The Structured Settlement Markets Explained
What are the Structured Settlement Primary, Secondary and Tertiary Markets?
1.
What is the Structured Settlement Primary Market?
Primary Market is the collection of structured settlement brokers , settlement planners, agents, brokers, agencies and life insurance companies and certain reinsurers, who participate in the placement of structured settlement annuities, periodic payment assumption reinsurance and providers of structured settlement funded with United States Treasury obligations.
- Most of the individual participants in the primary market will hold insurance licenses where they solicit and place new business. Some may also hold securities licenses.
- Prospective patrons of those in the primary structured settlement market can easily verify whether or not they are licensed by checking online.
- The primary market for structured settlements is a highly regulated market place where market conduct regulation is primarily enforced by the states. Regulators have the authority to fine, suspend or revoke licenses. Consumers have a place to seek redress.
- Many of the participants in the primary market are members of the National Structured Settlements Trade Association and/or the Society of Settlement Planners.
2. What is the Structured Settlement Secondary Market?
Secondary Market is a collection of factoring companies, factoring brokers and investors who acquire structured settlement payment rights from structured settlement annuitants via a court proceeding that is supposed to be compliance with IRC 5891 and applicable state structured settlement protection acts.
- Unfortunately there is no regulation of market conduct in the structured settlement secondary market and the lack of a moral compass has fostered wide scale corruption and fraud where uninformed annuitants, often Black and Hispanic minorities, young adults and the elderly are being victimized for tens of thousands, hundreds of thousands and in some cases millions of dollars meant for long term financial security. Some of those cases have made blistering headline grabbing investigative reports in Maryland, Washington DC, Virginia, Minnesota, South Carolina that have led to reforms, but others have slipped through the cracks.

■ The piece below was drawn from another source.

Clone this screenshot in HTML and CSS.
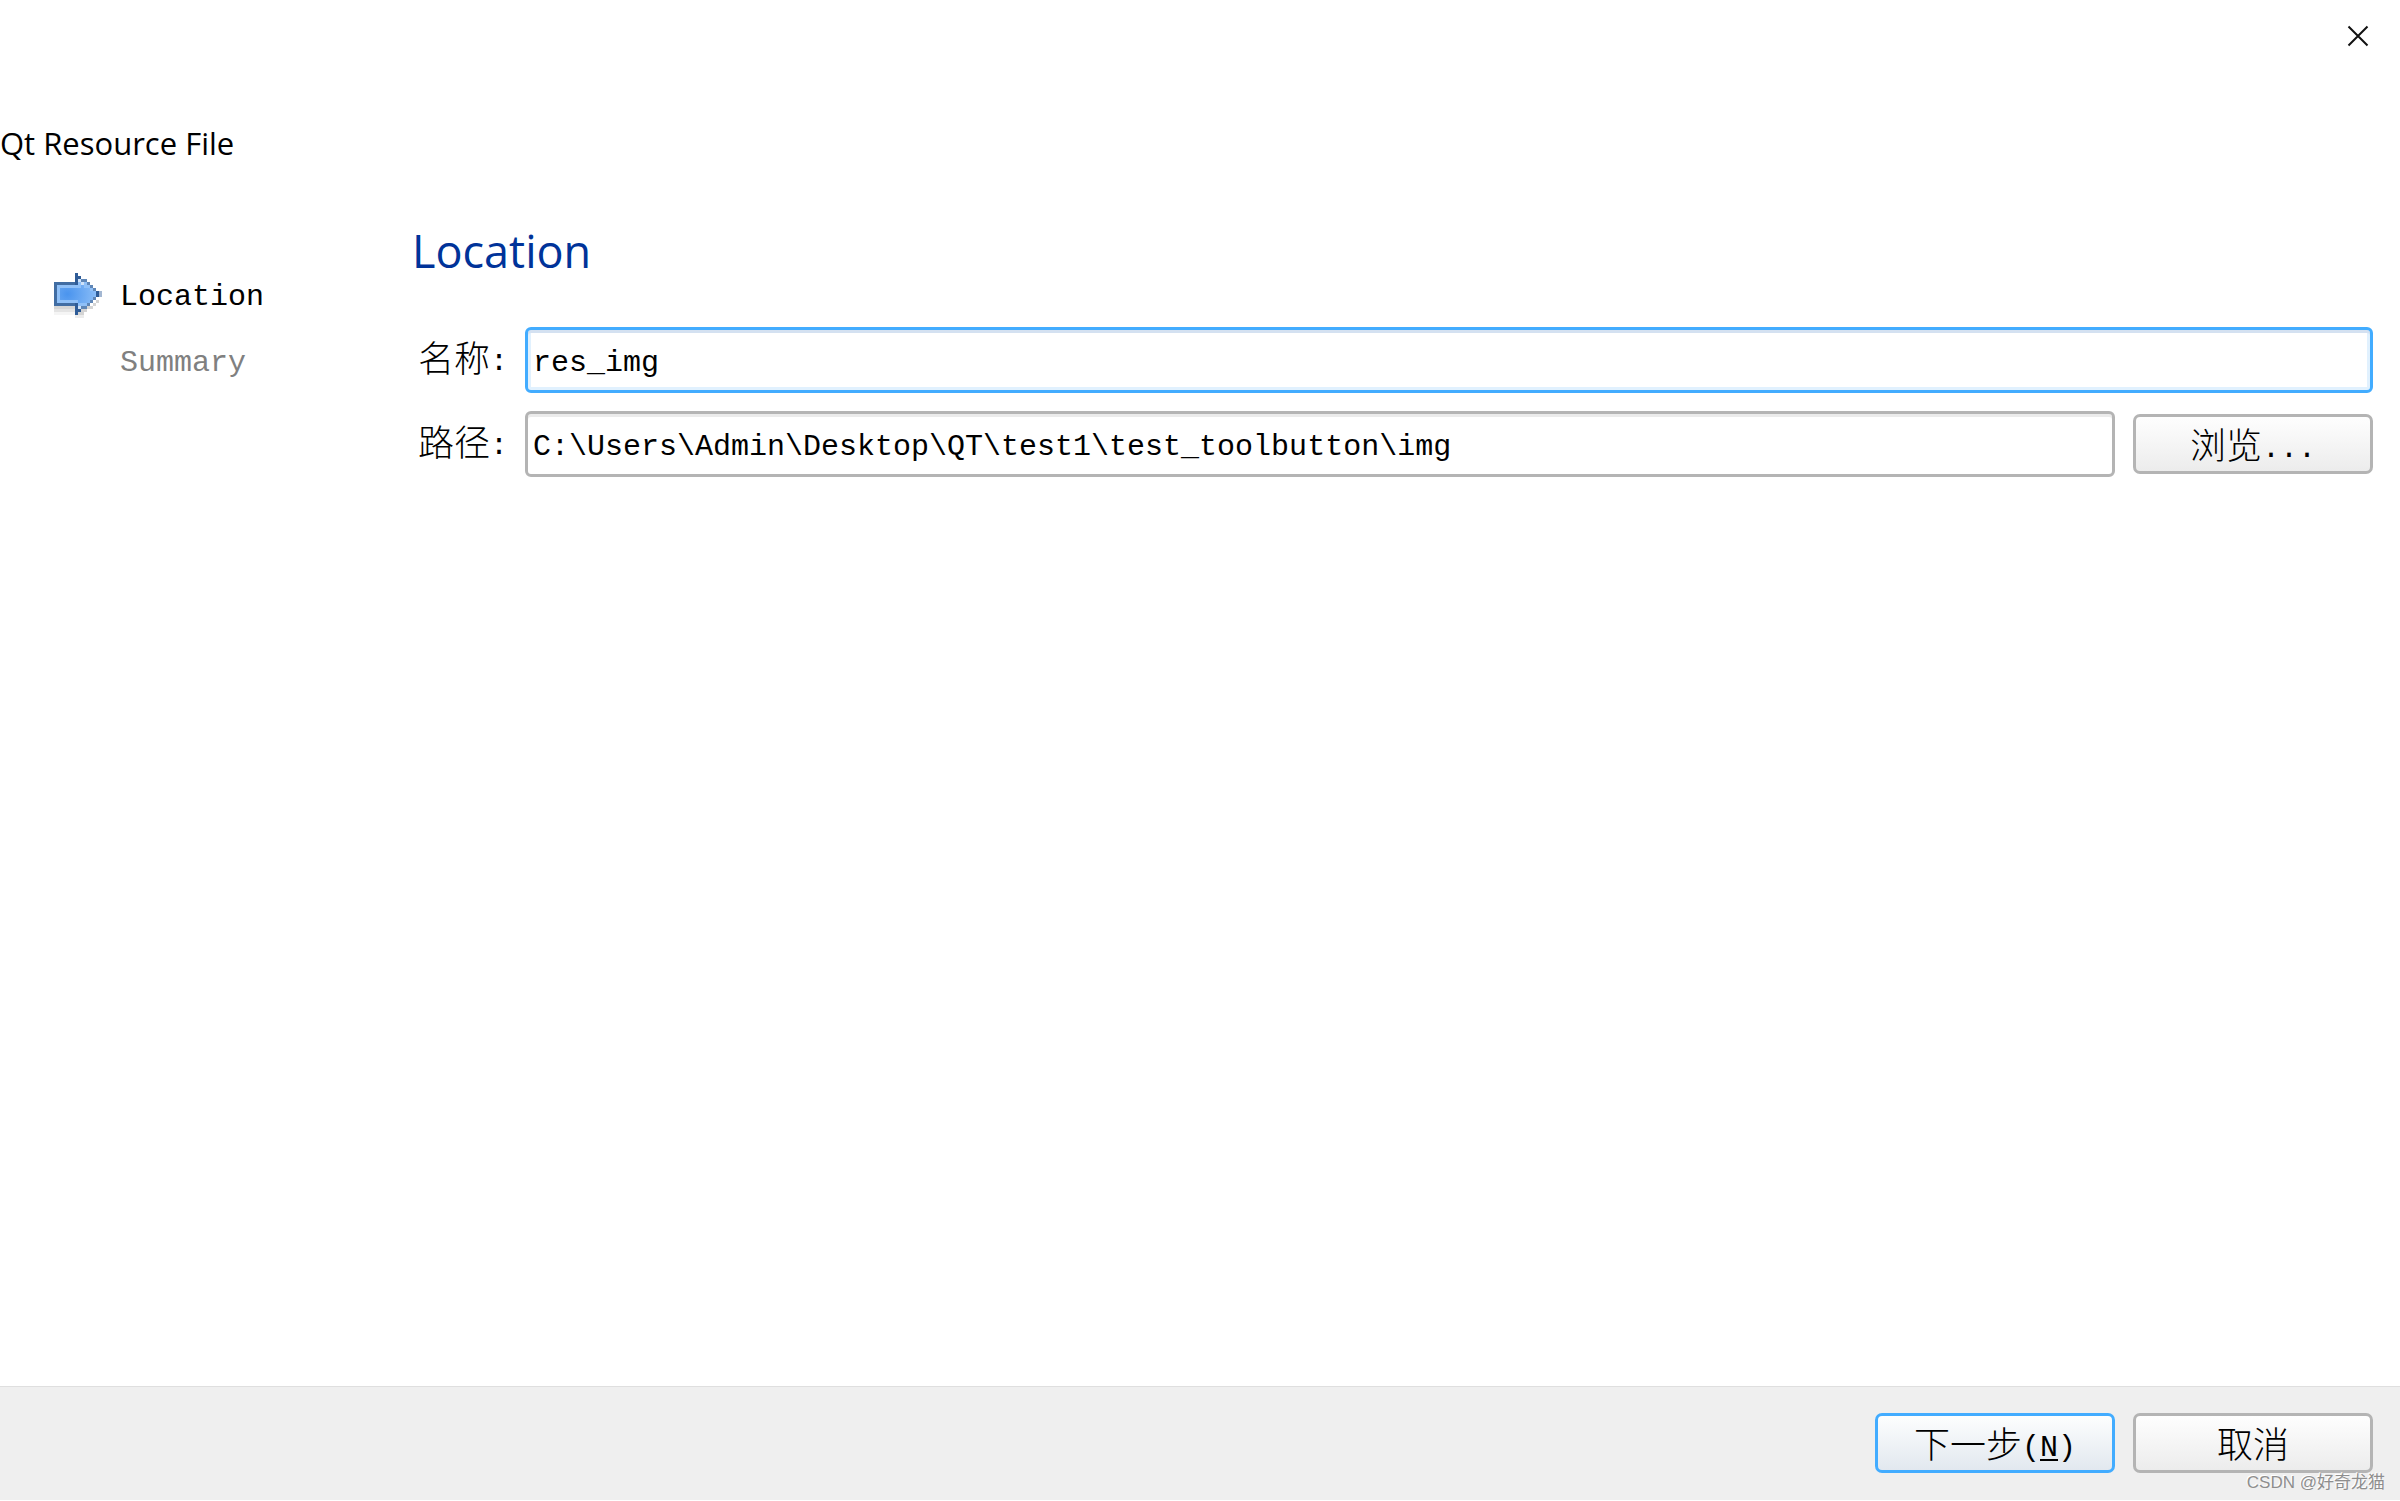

- Particularly troubling is the rag tag collection of LLCs which makes it very difficult for consumers to know who they are dealing with. One secondary market participant, backed by The Blackstone group even established a bounty fund and refers to the rag tag bunch as parasites. To its credit the National Association of Settlement Purchasers (NASP), has tried to limit the number of alternate names of its members as part of its code of conduct. Unfortunately a significant population of the morally adrift secondary market participants are not members of NASP.
- Some of these companies generate a landfill of needless, inaccurate and sometimes illiterate information waste that purports to be about structured settlements, having employed or contracted some of the laziest, researchers and writers.
- One primary market agency operated structured settlement factoring operations for a period of time in the same building as its structured settlement agency and John Darer uncovered evidence of the related factoring company mining annuitants of the structured settlement brokerage before it was shut down in 2022. In one case the evidence was the appearance in the transfer petition, of the signature of the Buffalo setttlement planner on the Pacific LIfe structured settlement annuity application included in an exhibit of the annuity policy that was the source of the structured settlement payment rights that were being transferred.
- The larger secondary market companies package together the acquired factored payment streams into securitizations where they are sold to other financial institutions, or, particularly with smaller shops such payments are sold through the tertiary market.
What is the Structured Settlement Tertiary Market?
Tertiary Market is the collection of brokers and companies who make a market in already acquired structured settlement payment rights. They buy the rights from secondary market companies and then resell them to investors.
Unfortunately many of these companies deceive investors about what they are buying, by deceptively calling factored structured settlement payment streams annuities, when they are not annuities. In December 2018, the National Association of Insurance Commissioners, in its Statutory Issue Paper160, opined that that factored structured settlement payments streams are neither annuities nor insurance products.
There are only a few companies that are in the space and most of their principals have insurance licenses. They should know better, but they have intentionally misled investors for years that these structured settlement receivables are annuities.. Sadly there have been some victims like Robert and Linda Wall, a retired Pittsburgh couple who thought they were buying structured settlement annuities. Their own adviser believed they were too according to his deposition. They were victims of a fraud in the origination and as the result of
an unfavorable April 30, 2019 summary judgment ruling,
lost their entire $152,999 investment. In addition they have incurred tens of thousands of dollars in legal fees.